What you should do →
Skip any picture you find and retype all the remaining lines exactly.

Dataset content →

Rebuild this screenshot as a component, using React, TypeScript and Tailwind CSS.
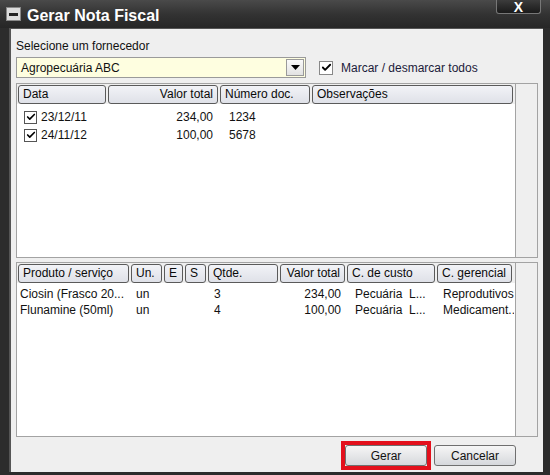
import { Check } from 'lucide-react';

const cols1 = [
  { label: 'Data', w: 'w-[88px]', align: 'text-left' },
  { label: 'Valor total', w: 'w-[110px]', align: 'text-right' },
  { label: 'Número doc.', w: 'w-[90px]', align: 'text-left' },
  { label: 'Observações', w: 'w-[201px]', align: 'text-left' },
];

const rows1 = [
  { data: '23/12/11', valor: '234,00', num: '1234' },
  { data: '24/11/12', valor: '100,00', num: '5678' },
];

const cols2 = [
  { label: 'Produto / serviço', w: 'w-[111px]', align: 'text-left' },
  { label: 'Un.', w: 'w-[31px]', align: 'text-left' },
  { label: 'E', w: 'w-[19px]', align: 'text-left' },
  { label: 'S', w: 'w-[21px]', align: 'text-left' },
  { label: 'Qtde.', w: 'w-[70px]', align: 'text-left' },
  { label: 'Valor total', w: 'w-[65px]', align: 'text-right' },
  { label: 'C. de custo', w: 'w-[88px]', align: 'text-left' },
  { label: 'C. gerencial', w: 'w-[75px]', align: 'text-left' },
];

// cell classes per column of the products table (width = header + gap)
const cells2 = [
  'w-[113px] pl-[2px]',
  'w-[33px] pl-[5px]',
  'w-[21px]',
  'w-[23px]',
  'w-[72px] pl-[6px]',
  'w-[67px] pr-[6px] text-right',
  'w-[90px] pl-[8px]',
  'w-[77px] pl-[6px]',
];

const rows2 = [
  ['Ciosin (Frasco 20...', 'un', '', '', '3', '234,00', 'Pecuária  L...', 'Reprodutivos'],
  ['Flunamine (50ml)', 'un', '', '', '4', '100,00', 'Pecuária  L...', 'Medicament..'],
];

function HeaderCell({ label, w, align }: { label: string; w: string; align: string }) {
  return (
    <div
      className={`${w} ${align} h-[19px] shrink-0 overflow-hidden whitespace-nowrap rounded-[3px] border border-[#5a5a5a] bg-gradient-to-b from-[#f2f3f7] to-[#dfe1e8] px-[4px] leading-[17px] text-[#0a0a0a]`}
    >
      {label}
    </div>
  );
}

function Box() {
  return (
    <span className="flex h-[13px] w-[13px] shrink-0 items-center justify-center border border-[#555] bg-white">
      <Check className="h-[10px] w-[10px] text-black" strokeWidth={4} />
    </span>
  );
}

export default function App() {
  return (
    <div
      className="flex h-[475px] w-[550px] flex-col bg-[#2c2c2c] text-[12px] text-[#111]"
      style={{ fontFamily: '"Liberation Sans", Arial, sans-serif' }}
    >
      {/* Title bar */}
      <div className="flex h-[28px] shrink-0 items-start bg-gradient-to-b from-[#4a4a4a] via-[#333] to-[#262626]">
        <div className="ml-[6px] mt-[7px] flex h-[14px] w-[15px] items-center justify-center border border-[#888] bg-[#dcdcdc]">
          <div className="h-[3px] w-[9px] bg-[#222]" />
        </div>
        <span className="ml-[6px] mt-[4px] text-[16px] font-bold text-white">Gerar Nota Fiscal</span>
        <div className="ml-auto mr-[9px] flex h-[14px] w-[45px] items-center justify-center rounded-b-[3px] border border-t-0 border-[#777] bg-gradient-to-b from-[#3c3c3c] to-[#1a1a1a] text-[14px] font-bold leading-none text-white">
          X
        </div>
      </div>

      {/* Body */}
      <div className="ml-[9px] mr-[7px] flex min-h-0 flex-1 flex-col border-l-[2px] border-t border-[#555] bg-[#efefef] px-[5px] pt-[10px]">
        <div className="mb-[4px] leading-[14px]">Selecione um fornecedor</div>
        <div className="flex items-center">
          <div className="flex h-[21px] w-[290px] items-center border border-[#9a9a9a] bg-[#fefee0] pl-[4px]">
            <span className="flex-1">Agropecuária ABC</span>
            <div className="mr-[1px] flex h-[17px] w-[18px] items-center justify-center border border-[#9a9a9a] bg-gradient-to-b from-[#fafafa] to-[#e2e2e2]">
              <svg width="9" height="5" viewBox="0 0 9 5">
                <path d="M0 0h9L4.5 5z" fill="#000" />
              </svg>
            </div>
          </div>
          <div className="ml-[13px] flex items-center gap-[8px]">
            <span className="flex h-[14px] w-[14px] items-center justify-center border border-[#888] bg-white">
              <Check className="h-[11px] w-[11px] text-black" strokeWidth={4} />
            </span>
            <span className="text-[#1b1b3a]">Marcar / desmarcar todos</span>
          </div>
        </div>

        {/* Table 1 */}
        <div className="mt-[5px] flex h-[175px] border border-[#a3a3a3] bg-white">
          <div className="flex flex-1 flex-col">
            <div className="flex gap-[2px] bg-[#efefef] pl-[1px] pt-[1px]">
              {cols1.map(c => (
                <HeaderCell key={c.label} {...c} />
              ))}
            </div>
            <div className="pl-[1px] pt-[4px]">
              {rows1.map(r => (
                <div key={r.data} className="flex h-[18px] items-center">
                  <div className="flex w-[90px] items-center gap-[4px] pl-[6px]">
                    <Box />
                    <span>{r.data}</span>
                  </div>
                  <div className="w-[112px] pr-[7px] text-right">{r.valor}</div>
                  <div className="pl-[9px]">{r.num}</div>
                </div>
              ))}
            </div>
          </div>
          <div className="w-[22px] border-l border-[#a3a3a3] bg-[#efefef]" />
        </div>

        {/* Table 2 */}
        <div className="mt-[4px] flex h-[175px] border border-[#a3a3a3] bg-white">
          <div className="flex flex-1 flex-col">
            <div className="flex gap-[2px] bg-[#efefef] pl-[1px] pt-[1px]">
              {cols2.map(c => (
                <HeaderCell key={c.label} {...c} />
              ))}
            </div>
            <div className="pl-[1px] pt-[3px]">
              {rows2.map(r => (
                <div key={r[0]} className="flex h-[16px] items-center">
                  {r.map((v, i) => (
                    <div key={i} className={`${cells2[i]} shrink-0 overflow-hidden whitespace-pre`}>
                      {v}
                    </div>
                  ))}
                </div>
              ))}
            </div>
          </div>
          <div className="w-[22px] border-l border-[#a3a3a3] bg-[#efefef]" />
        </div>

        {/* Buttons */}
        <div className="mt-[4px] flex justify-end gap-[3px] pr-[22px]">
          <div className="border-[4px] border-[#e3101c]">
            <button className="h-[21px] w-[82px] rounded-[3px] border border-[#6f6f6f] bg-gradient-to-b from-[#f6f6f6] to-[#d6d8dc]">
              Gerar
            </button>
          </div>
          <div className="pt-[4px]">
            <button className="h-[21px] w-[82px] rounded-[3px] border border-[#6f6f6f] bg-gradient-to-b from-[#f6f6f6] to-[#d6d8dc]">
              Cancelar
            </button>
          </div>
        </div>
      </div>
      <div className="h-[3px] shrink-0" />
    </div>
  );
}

Reply →
Rebuild this screenshot as a component, using React, TypeScript and Tailwind CSS.
import { Check } from 'lucide-react';

const cols1 = [
  { label: 'Data', w: 'w-[88px]', align: 'text-left' },
  { label: 'Valor total', w: 'w-[110px]', align: 'text-right' },
  { label: 'Número doc.', w: 'w-[90px]', align: 'text-left' },
  { label: 'Observações', w: 'w-[201px]', align: 'text-left' },
];

const rows1 = [
  { data: '23/12/11', valor: '234,00', num: '1234' },
  { data: '24/11/12', valor: '100,00', num: '5678' },
];

const cols2 = [
  { label: 'Produto / serviço', w: 'w-[111px]', align: 'text-left' },
  { label: 'Un.', w: 'w-[31px]', align: 'text-left' },
  { label: 'E', w: 'w-[19px]', align: 'text-left' },
  { label: 'S', w: 'w-[21px]', align: 'text-left' },
  { label: 'Qtde.', w: 'w-[70px]', align: 'text-left' },
  { label: 'Valor total', w: 'w-[65px]', align: 'text-right' },
  { label: 'C. de custo', w: 'w-[88px]', align: 'text-left' },
  { label: 'C. gerencial', w: 'w-[75px]', align: 'text-left' },
];

// cell classes per column of the products table (width = header + gap)
const cells2 = [
  'w-[113px] pl-[2px]',
  'w-[33px] pl-[5px]',
  'w-[21px]',
  'w-[23px]',
  'w-[72px] pl-[6px]',
  'w-[67px] pr-[6px] text-right',
  'w-[90px] pl-[8px]',
  'w-[77px] pl-[6px]',
];

const rows2 = [
  ['Ciosin (Frasco 20...', 'un', '', '', '3', '234,00', 'Pecuária  L...', 'Reprodutivos'],
  ['Flunamine (50ml)', 'un', '', '', '4', '100,00', 'Pecuária  L...', 'Medicament..'],
];

function HeaderCell({ label, w, align }: { label: string; w: string; align: string }) {
  return (
    <div
      className={`${w} ${align} h-[19px] shrink-0 overflow-hidden whitespace-nowrap rounded-[3px] border border-[#5a5a5a] bg-gradient-to-b from-[#f2f3f7] to-[#dfe1e8] px-[4px] leading-[17px] text-[#0a0a0a]`}
    >
      {label}
    </div>
  );
}

function Box() {
  return (
    <span className="flex h-[13px] w-[13px] shrink-0 items-center justify-center border border-[#555] bg-white">
      <Check className="h-[10px] w-[10px] text-black" strokeWidth={4} />
    </span>
  );
}

export default function App() {
  return (
    <div
      className="flex h-[475px] w-[550px] flex-col bg-[#2c2c2c] text-[12px] text-[#111]"
      style={{ fontFamily: '"Liberation Sans", Arial, sans-serif' }}
    >
      {/* Title bar */}
      <div className="flex h-[28px] shrink-0 items-start bg-gradient-to-b from-[#4a4a4a] via-[#333] to-[#262626]">
        <div className="ml-[6px] mt-[7px] flex h-[14px] w-[15px] items-center justify-center border border-[#888] bg-[#dcdcdc]">
          <div className="h-[3px] w-[9px] bg-[#222]" />
        </div>
        <span className="ml-[6px] mt-[4px] text-[16px] font-bold text-white">Gerar Nota Fiscal</span>
        <div className="ml-auto mr-[9px] flex h-[14px] w-[45px] items-center justify-center rounded-b-[3px] border border-t-0 border-[#777] bg-gradient-to-b from-[#3c3c3c] to-[#1a1a1a] text-[14px] font-bold leading-none text-white">
          X
        </div>
      </div>

      {/* Body */}
      <div className="ml-[9px] mr-[7px] flex min-h-0 flex-1 flex-col border-l-[2px] border-t border-[#555] bg-[#efefef] px-[5px] pt-[10px]">
        <div className="mb-[4px] leading-[14px]">Selecione um fornecedor</div>
        <div className="flex items-center">
          <div className="flex h-[21px] w-[290px] items-center border border-[#9a9a9a] bg-[#fefee0] pl-[4px]">
            <span className="flex-1">Agropecuária ABC</span>
            <div className="mr-[1px] flex h-[17px] w-[18px] items-center justify-center border border-[#9a9a9a] bg-gradient-to-b from-[#fafafa] to-[#e2e2e2]">
              <svg width="9" height="5" viewBox="0 0 9 5">
                <path d="M0 0h9L4.5 5z" fill="#000" />
              </svg>
            </div>
          </div>
          <div className="ml-[13px] flex items-center gap-[8px]">
            <span className="flex h-[14px] w-[14px] items-center justify-center border border-[#888] bg-white">
              <Check className="h-[11px] w-[11px] text-black" strokeWidth={4} />
            </span>
            <span className="text-[#1b1b3a]">Marcar / desmarcar todos</span>
          </div>
        </div>

        {/* Table 1 */}
        <div className="mt-[5px] flex h-[175px] border border-[#a3a3a3] bg-white">
          <div className="flex flex-1 flex-col">
            <div className="flex gap-[2px] bg-[#efefef] pl-[1px] pt-[1px]">
              {cols1.map(c => (
                <HeaderCell key={c.label} {...c} />
              ))}
            </div>
            <div className="pl-[1px] pt-[4px]">
              {rows1.map(r => (
                <div key={r.data} className="flex h-[18px] items-center">
                  <div className="flex w-[90px] items-center gap-[4px] pl-[6px]">
                    <Box />
                    <span>{r.data}</span>
                  </div>
                  <div className="w-[112px] pr-[7px] text-right">{r.valor}</div>
                  <div className="pl-[9px]">{r.num}</div>
                </div>
              ))}
            </div>
          </div>
          <div className="w-[22px] border-l border-[#a3a3a3] bg-[#efefef]" />
        </div>

        {/* Table 2 */}
        <div className="mt-[4px] flex h-[175px] border border-[#a3a3a3] bg-white">
          <div className="flex flex-1 flex-col">
            <div className="flex gap-[2px] bg-[#efefef] pl-[1px] pt-[1px]">
              {cols2.map(c => (
                <HeaderCell key={c.label} {...c} />
              ))}
            </div>
            <div className="pl-[1px] pt-[3px]">
              {rows2.map(r => (
                <div key={r[0]} className="flex h-[16px] items-center">
                  {r.map((v, i) => (
                    <div key={i} className={`${cells2[i]} shrink-0 overflow-hidden whitespace-pre`}>
                      {v}
                    </div>
                  ))}
                </div>
              ))}
            </div>
          </div>
          <div className="w-[22px] border-l border-[#a3a3a3] bg-[#efefef]" />
        </div>

        {/* Buttons */}
        <div className="mt-[4px] flex justify-end gap-[3px] pr-[22px]">
          <div className="border-[4px] border-[#e3101c]">
            <button className="h-[21px] w-[82px] rounded-[3px] border border-[#6f6f6f] bg-gradient-to-b from-[#f6f6f6] to-[#d6d8dc]">
              Gerar
            </button>
          </div>
          <div className="pt-[4px]">
            <button className="h-[21px] w-[82px] rounded-[3px] border border-[#6f6f6f] bg-gradient-to-b from-[#f6f6f6] to-[#d6d8dc]">
              Cancelar
            </button>
          </div>
        </div>
      </div>
      <div className="h-[3px] shrink-0" />
    </div>
  );
}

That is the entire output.